EXERCISE OBJECTIVE: Scan the data below for the string "this". Show every line where it turns up.

[Records with interface code]

┄┄┄┄┄┄┄┄┄┄┄┄┄┄┄┄┄┄┄┄

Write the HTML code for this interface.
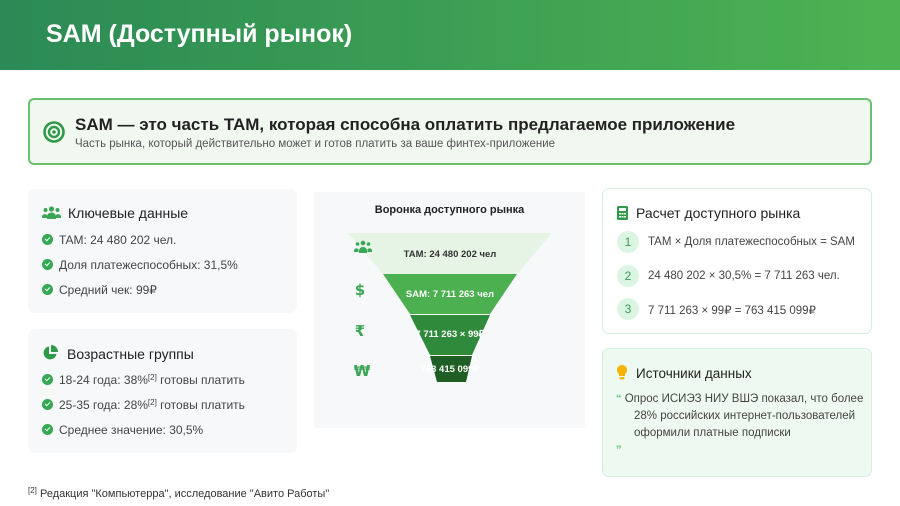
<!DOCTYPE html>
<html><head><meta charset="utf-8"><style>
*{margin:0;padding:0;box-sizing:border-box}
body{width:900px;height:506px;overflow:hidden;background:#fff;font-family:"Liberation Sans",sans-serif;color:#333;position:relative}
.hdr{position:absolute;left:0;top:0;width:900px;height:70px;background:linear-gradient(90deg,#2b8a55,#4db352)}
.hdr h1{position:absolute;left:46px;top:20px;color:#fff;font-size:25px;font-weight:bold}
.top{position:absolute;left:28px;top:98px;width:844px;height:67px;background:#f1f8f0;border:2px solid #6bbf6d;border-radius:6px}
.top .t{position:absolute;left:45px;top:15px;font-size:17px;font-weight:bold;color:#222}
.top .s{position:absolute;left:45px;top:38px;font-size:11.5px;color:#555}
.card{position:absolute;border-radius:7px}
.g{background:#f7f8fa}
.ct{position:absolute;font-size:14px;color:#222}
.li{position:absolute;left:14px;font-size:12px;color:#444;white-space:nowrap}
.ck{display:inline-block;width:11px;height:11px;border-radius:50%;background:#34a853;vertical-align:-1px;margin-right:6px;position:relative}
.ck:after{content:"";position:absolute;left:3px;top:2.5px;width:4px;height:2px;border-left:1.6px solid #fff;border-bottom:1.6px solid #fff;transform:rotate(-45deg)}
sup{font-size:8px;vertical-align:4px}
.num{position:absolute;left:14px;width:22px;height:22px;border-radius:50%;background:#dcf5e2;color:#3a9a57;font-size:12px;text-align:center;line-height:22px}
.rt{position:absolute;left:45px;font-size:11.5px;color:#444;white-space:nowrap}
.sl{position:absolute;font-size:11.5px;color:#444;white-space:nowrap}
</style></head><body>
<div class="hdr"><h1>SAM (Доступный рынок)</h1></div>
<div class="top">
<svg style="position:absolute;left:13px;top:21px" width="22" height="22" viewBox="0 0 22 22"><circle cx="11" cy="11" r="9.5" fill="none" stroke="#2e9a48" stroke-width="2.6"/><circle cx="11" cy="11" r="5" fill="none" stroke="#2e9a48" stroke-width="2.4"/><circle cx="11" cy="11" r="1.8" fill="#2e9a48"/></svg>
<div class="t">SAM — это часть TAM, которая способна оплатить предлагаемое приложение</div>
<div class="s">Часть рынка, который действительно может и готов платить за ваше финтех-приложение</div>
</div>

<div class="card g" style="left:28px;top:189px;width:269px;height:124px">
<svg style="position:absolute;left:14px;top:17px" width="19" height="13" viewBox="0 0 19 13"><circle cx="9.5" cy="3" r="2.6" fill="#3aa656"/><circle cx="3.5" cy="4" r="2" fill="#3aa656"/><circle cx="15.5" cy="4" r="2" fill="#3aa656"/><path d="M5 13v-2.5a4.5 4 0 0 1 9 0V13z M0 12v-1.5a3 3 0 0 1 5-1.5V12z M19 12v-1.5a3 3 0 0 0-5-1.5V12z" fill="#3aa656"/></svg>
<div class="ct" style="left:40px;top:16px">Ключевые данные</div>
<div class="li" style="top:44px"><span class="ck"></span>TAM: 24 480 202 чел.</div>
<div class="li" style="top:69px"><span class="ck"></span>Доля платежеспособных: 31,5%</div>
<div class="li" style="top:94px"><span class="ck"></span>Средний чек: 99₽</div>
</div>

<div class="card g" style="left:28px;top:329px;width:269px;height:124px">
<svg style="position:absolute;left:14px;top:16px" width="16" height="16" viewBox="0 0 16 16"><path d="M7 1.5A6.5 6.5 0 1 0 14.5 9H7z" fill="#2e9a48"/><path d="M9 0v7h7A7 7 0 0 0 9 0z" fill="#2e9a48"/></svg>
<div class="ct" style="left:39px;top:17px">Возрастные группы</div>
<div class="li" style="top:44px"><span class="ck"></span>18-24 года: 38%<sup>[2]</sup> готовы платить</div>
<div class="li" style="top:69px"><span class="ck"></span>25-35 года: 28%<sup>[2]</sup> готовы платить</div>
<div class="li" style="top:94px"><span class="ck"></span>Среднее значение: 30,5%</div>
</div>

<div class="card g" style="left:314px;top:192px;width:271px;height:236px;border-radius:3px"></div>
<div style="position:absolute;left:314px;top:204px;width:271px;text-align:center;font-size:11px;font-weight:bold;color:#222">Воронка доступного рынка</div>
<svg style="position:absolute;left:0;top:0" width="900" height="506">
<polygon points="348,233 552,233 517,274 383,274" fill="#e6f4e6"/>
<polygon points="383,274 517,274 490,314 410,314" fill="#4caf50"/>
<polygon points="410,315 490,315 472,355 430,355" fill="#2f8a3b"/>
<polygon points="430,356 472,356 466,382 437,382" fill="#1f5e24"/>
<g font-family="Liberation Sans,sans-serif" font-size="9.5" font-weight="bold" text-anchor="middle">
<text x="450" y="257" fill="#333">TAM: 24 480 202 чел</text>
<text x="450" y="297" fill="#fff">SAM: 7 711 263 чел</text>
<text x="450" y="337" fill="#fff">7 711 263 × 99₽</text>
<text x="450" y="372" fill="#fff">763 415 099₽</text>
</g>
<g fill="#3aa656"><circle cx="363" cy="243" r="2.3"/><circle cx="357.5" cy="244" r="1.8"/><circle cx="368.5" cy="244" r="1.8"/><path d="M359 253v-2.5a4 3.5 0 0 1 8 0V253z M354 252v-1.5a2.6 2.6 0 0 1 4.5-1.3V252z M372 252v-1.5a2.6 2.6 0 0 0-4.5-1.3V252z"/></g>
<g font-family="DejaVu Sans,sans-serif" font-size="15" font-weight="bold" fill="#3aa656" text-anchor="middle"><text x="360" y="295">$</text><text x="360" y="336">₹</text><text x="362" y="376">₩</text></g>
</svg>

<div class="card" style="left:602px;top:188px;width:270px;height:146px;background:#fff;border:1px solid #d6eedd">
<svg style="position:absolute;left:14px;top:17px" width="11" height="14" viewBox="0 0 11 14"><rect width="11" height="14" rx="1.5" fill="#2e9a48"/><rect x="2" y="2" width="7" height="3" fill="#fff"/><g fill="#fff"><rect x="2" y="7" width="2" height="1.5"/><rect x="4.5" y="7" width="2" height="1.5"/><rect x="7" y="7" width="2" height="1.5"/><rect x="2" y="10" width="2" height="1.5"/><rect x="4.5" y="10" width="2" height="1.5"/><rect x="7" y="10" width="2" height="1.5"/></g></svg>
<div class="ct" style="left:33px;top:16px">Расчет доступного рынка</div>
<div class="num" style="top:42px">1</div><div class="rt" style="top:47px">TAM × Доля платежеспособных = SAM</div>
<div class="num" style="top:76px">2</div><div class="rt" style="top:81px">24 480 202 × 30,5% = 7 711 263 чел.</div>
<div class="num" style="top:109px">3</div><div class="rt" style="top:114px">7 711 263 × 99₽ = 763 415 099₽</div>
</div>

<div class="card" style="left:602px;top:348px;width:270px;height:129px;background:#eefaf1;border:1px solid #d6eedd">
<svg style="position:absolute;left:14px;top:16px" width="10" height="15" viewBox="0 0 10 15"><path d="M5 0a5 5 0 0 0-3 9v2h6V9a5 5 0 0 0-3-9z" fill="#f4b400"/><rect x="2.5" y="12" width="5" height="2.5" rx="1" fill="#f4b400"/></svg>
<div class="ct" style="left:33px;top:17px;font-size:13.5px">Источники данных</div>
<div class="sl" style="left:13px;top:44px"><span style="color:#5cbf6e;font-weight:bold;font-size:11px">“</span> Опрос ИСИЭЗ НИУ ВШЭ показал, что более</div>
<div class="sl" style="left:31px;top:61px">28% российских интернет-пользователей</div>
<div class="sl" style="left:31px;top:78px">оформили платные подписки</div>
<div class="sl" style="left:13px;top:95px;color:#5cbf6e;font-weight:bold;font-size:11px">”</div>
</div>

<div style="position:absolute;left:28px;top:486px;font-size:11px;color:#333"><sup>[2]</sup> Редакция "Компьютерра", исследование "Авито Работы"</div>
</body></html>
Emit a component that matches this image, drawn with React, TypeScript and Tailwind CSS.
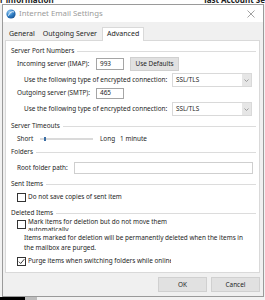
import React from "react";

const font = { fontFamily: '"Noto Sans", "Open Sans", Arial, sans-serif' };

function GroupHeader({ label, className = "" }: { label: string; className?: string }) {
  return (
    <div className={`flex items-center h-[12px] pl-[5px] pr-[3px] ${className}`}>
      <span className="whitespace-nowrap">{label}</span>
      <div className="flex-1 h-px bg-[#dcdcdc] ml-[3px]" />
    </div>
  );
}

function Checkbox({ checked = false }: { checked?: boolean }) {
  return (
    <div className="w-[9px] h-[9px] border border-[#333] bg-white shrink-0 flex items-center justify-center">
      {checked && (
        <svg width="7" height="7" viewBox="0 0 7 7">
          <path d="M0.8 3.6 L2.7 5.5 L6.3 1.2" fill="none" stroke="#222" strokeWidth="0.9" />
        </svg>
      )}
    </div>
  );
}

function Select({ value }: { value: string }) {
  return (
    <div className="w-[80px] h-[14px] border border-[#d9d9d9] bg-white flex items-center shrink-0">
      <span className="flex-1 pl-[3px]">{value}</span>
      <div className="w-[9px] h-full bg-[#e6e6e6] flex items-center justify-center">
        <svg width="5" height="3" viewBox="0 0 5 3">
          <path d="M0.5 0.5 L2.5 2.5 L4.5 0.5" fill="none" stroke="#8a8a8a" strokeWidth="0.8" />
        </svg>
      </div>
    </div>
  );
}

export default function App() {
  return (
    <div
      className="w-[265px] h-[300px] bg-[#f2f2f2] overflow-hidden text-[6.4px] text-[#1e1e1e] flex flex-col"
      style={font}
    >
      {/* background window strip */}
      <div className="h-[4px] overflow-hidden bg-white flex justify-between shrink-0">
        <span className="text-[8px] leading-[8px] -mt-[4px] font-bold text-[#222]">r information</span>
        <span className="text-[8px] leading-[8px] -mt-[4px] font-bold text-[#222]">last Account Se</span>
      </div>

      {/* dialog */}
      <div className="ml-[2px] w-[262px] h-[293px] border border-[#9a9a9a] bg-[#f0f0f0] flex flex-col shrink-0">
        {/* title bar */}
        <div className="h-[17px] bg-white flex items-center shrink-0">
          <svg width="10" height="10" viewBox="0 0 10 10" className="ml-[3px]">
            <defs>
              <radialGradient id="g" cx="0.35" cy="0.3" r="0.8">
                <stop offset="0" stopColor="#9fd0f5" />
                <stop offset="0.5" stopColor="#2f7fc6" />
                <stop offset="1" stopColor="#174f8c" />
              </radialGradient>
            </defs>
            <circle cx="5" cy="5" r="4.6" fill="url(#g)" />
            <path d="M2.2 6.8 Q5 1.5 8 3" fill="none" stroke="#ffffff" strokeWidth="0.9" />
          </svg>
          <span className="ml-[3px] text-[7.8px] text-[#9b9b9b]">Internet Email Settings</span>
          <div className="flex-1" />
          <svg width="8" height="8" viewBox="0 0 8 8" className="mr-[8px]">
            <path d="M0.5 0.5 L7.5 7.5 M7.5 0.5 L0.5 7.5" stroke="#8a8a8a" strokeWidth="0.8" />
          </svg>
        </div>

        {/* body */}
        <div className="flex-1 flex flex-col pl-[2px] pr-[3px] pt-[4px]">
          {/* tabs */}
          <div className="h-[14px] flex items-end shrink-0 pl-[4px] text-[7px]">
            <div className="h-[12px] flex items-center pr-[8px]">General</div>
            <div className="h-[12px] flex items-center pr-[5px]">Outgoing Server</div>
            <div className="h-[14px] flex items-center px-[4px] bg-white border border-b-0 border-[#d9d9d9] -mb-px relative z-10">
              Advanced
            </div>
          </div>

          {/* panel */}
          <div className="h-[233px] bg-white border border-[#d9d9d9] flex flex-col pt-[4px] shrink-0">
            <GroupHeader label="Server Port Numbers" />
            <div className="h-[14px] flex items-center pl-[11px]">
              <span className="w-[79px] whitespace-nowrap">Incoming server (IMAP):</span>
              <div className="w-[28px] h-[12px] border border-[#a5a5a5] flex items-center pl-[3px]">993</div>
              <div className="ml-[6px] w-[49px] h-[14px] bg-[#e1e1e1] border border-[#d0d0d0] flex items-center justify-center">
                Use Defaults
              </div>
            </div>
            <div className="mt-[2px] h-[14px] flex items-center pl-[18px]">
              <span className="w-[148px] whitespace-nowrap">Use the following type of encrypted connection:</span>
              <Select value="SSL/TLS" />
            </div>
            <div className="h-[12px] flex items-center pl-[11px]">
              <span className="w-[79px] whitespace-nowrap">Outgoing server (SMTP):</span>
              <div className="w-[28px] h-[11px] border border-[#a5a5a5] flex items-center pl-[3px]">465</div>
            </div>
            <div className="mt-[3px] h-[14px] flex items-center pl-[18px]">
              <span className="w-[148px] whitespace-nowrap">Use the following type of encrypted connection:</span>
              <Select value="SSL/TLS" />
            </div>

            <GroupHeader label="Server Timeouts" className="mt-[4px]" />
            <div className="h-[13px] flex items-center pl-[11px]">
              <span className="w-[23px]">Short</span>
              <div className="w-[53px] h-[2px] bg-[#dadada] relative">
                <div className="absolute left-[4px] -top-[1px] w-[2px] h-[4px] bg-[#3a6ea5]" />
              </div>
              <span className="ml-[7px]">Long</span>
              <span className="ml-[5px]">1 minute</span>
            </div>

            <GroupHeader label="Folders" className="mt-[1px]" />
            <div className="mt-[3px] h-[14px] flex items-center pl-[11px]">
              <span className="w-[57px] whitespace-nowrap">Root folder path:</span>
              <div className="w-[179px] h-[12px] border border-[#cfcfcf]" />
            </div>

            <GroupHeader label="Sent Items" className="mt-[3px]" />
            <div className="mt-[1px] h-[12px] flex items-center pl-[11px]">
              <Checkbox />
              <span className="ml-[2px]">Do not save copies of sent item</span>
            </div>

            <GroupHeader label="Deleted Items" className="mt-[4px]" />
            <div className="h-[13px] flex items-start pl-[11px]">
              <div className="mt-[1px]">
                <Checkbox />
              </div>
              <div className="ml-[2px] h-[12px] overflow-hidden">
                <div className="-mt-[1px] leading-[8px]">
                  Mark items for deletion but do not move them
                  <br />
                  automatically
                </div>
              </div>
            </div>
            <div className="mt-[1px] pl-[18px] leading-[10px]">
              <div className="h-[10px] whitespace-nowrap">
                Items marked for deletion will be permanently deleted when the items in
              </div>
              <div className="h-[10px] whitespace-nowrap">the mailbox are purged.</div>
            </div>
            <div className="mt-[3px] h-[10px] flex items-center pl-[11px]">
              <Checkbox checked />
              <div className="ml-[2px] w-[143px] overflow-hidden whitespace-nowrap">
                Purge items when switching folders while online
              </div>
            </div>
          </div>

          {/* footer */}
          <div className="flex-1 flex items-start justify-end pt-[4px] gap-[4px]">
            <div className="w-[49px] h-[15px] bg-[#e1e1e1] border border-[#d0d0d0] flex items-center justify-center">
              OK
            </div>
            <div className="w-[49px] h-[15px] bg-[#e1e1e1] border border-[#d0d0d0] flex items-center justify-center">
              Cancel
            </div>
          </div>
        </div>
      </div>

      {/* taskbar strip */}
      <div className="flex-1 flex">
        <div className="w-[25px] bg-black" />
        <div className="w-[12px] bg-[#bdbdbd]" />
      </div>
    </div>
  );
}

┄┄┄┄┄┄┄┄┄┄┄┄┄┄┄┄┄┄┄┄

OUTPUT BELOW:
Write the HTML code for this interface.
Emit a component that matches this image, drawn with React, TypeScript and Tailwind CSS.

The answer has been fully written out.